Gambling Commission’s Tim Miller says FRAs exposed a “disconnect” with industry as pilot flagged players in arrears
Gambling Commission executive director Tim Miller said the regulator’s financial risk assessment (FRA) pilot identified a cohort of players in arrears that operators’ current processes were not catching. The point of the exercise, he said, is to focus on higher-spending customers where there is evidence of financial distress — which is exactly why the sector has spent so much time arguing about what the policy is actually for.
- Speaking at iGB Live on Wednesday, Miller said the FRA pilot had flagged players “in arrears” who were not being picked up by operators’ existing controls. “We want to focus on those,” he said. He also said there was a “disconnect” between the regulator and the industry over FRAs, after significant pushback from the sector.
- FRAs were first proposed in the Gambling Act review white paper.
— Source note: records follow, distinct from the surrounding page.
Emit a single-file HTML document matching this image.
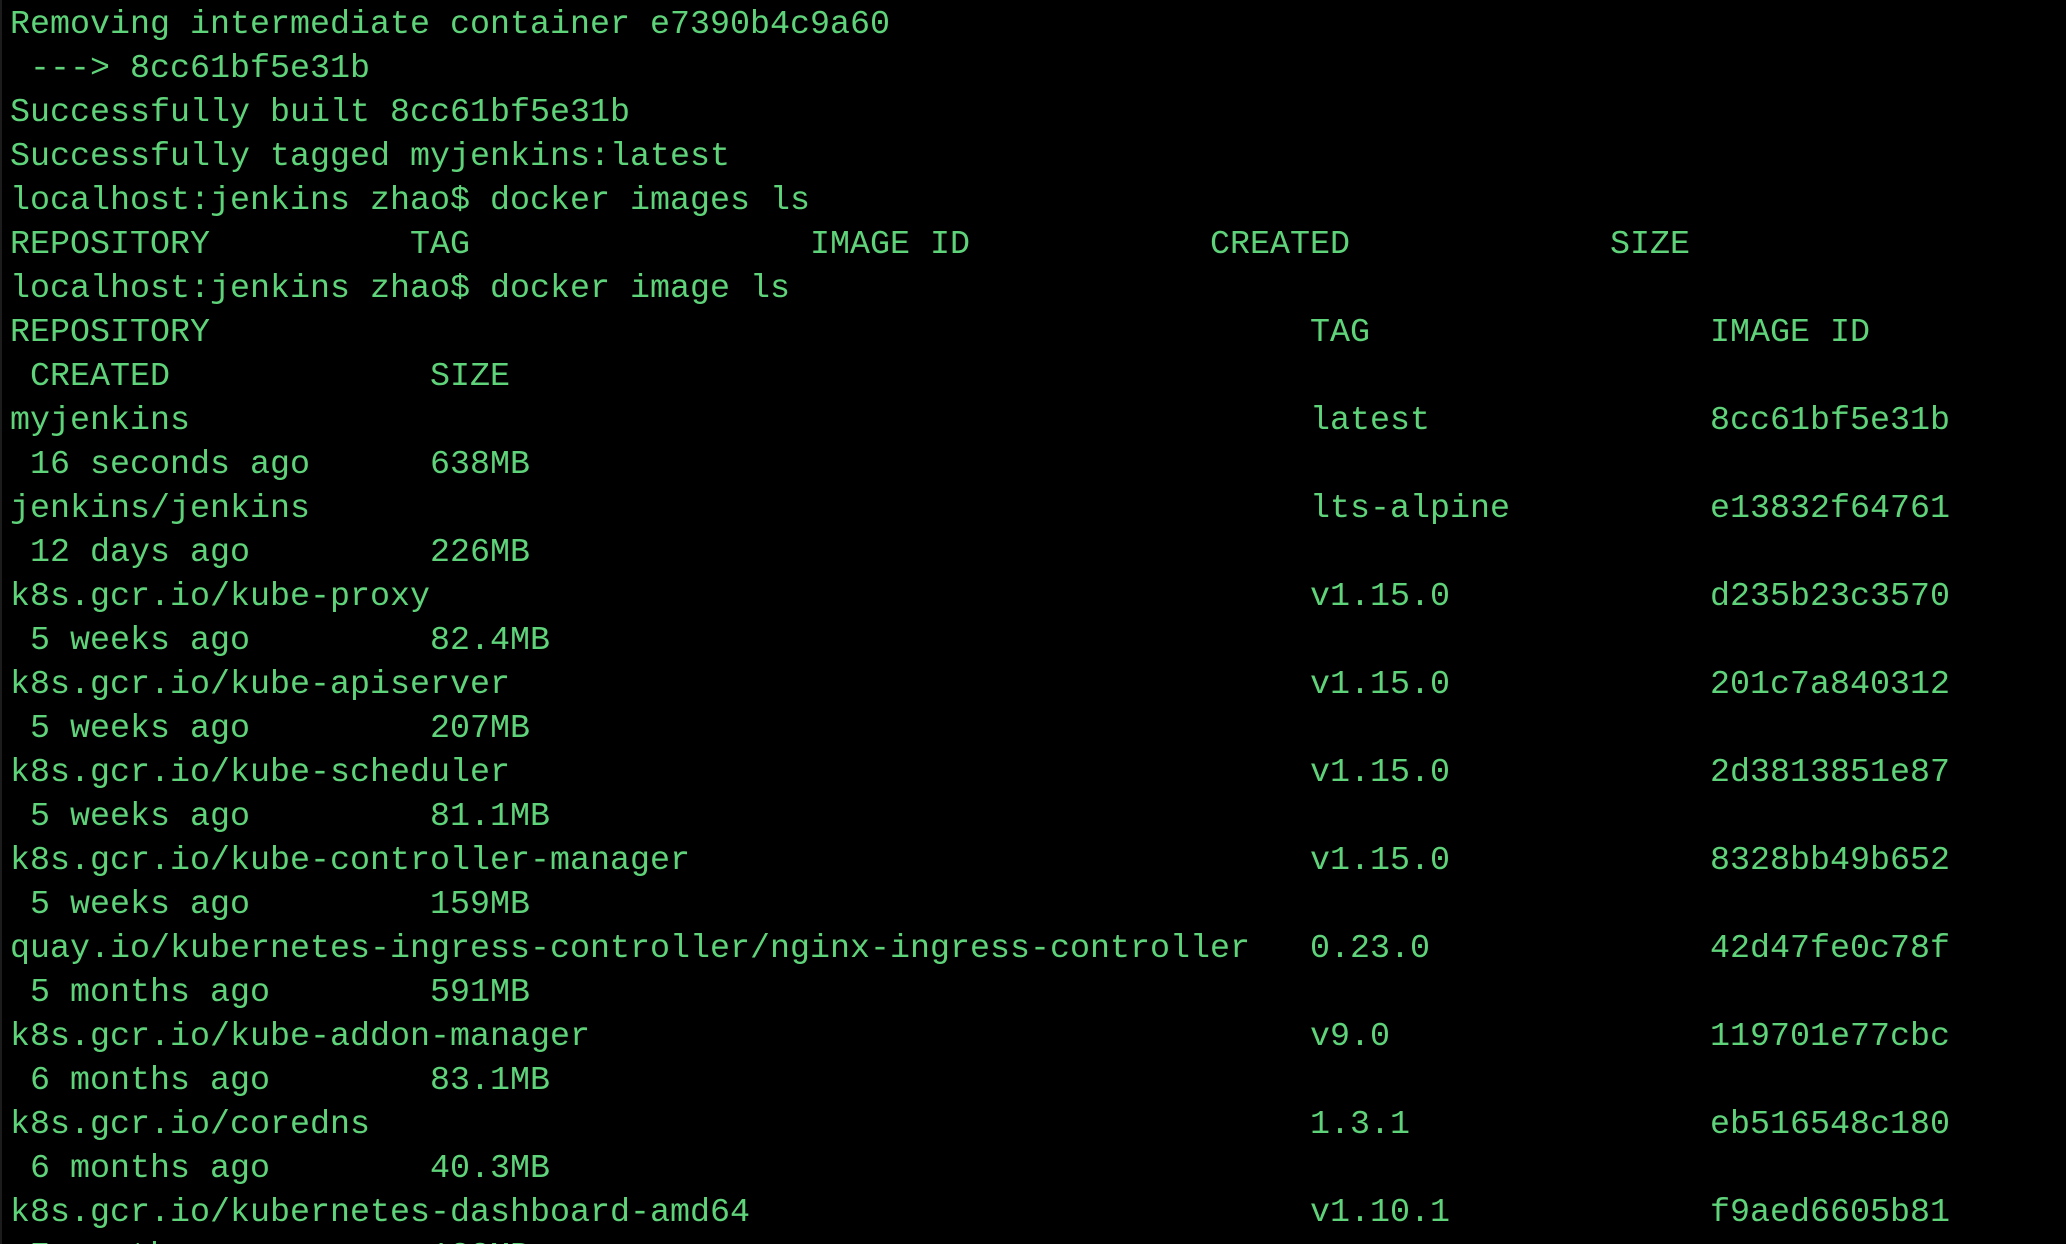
<!DOCTYPE html>
<html><head><meta charset="utf-8"><style>
html{width:2066px;height:1244px;overflow:hidden;}
html,body{margin:0;padding:0;background:#000;}
body{width:2066px;height:1244px;overflow:hidden;position:relative;border-left:2px solid #1c1c1c;box-sizing:border-box;}
pre{margin:0;position:absolute;left:8px;top:3px;font-family:"Liberation Mono",monospace;font-size:33.33px;line-height:44px;color:#5fd37a;white-space:pre;}
</style></head><body><pre>Removing intermediate container e7390b4c9a60
 ---> 8cc61bf5e31b
Successfully built 8cc61bf5e31b
Successfully tagged myjenkins:latest
localhost:jenkins zhao$ docker images ls
REPOSITORY          TAG                 IMAGE ID            CREATED             SIZE
localhost:jenkins zhao$ docker image ls
REPOSITORY                                                       TAG                 IMAGE ID
 CREATED             SIZE
myjenkins                                                        latest              8cc61bf5e31b
 16 seconds ago      638MB
jenkins/jenkins                                                  lts-alpine          e13832f64761
 12 days ago         226MB
k8s.gcr.io/kube-proxy                                            v1.15.0             d235b23c3570
 5 weeks ago         82.4MB
k8s.gcr.io/kube-apiserver                                        v1.15.0             201c7a840312
 5 weeks ago         207MB
k8s.gcr.io/kube-scheduler                                        v1.15.0             2d3813851e87
 5 weeks ago         81.1MB
k8s.gcr.io/kube-controller-manager                               v1.15.0             8328bb49b652
 5 weeks ago         159MB
quay.io/kubernetes-ingress-controller/nginx-ingress-controller   0.23.0              42d47fe0c78f
 5 months ago        591MB
k8s.gcr.io/kube-addon-manager                                    v9.0                119701e77cbc
 6 months ago        83.1MB
k8s.gcr.io/coredns                                               1.3.1               eb516548c180
 6 months ago        40.3MB
k8s.gcr.io/kubernetes-dashboard-amd64                            v1.10.1             f9aed6605b81
 7 months ago        122MB</pre></body></html>
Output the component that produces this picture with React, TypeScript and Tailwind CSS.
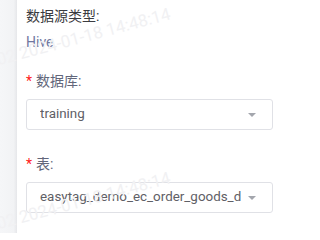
const font = { fontFamily: "Roboto, 'Noto Sans CJK SC', sans-serif" };

function Caret() {
  return (
    <svg width="10" height="6" viewBox="0 0 10 6" className="shrink-0">
      <path d="M1 1h8L5 5z" fill="#a3a6ad" />
    </svg>
  );
}

function Select({ value }: { value: string }) {
  return (
    <div className="flex h-[31px] w-[247px] items-center justify-between gap-[6px] rounded-[3px] border border-[#e0e1e6] bg-white pl-[13px] pr-[15px]">
      <span className="overflow-hidden whitespace-nowrap text-[13.4px] text-[#5f6066]">{value}</span>
      <Caret />
    </div>
  );
}

function Watermark({ className }: { className: string }) {
  return (
    <div
      className={`pointer-events-none absolute origin-left -rotate-[15deg] whitespace-nowrap text-[17px] text-[#f1f1f3] ${className}`}
    >
      b02 2024-01-18 14:48:14
    </div>
  );
}

export default function App() {
  return (
    <div className="relative flex h-[233px] w-[293px] overflow-hidden bg-white" style={font}>
      <div className="w-[17px] shrink-0 bg-gradient-to-r from-[#f5f6f8] via-[#f2f3f5] via-80% to-[#e6e7ea]" />
      <div className="flex flex-col pl-[9px] pt-[7px]">
        <div className="text-[14px] leading-[18px] text-[#3a3b40]">数据源类型:</div>
        <div className="mt-[8px] text-[14px] leading-[18px] text-[#7077a0]">Hive</div>
        <div className="mt-[21px] flex items-center text-[14px] leading-[18px] text-[#62667a]">
          <span className="mr-[4px] text-[#ff1a1a]">*</span>
          数据库:
        </div>
        <div className="mt-[9px]">
          <Select value="training" />
        </div>
        <div className="mt-[25px] flex items-center text-[14px] leading-[18px] text-[#62667a]">
          <span className="mr-[4px] text-[#ff1a1a]">*</span>
          表:
        </div>
        <div className="mt-[9px]">
          <Select value="easytag_demo_ec_order_goods_d" />
        </div>
      </div>
      <Watermark className="left-[-12px] top-[50px]" />
      <Watermark className="left-[-12px] top-[214px]" />
    </div>
  );
}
The Gambling Commission launched a pilot in August 2024. A number of tier one operators took part, with the first light-touch check triggered when a player’s net monthly deposit reached £500. A second phase from February 2025 lowered the net deposit threshold to £150 or above.
- In May 2025, the Gambling Commission said 97% of checks in the second half of the pilot were considered “frictionless”. Even so, the Commission delayed its decision on full implementation in May after targeted criticism of the policy. Miller said on Wednesday that, in his view, a lot of people had forgotten the purpose of FRAs: to focus on higher-spending customers where there is evidence of financial distress.
- Miller said reference-agency data had given the regulator a clearer view of financial distress “without impeding the customer journey.” He added that, if implemented properly, FRAs should do the opposite of what opponents fear. On timing, he said he did not yet have an answer on when FRAs would be implemented, noting that the regulator had been criticised both for moving too fast and for taking too long.
- On the illegal market, Miller criticised tech giants for not acting quickly enough to restrict black-market sites and their marketing. He also said affiliates and B2B suppliers were a “big part of the problem,” and again called on operators to carry out due diligence on supplier and affiliate partners to ensure they have no black-market links. He said some operators were “pioneering”, but did not finish that point before the source cut off.
Miller also said more information would be made available in September, and that he remained committed to finishing a number of policy changes before leaving the Gambling Commission. He said regulatory peers around the world were watching the FCA debate closely, which is usually code for “nobody wants to be first unless the numbers and the politics both work”.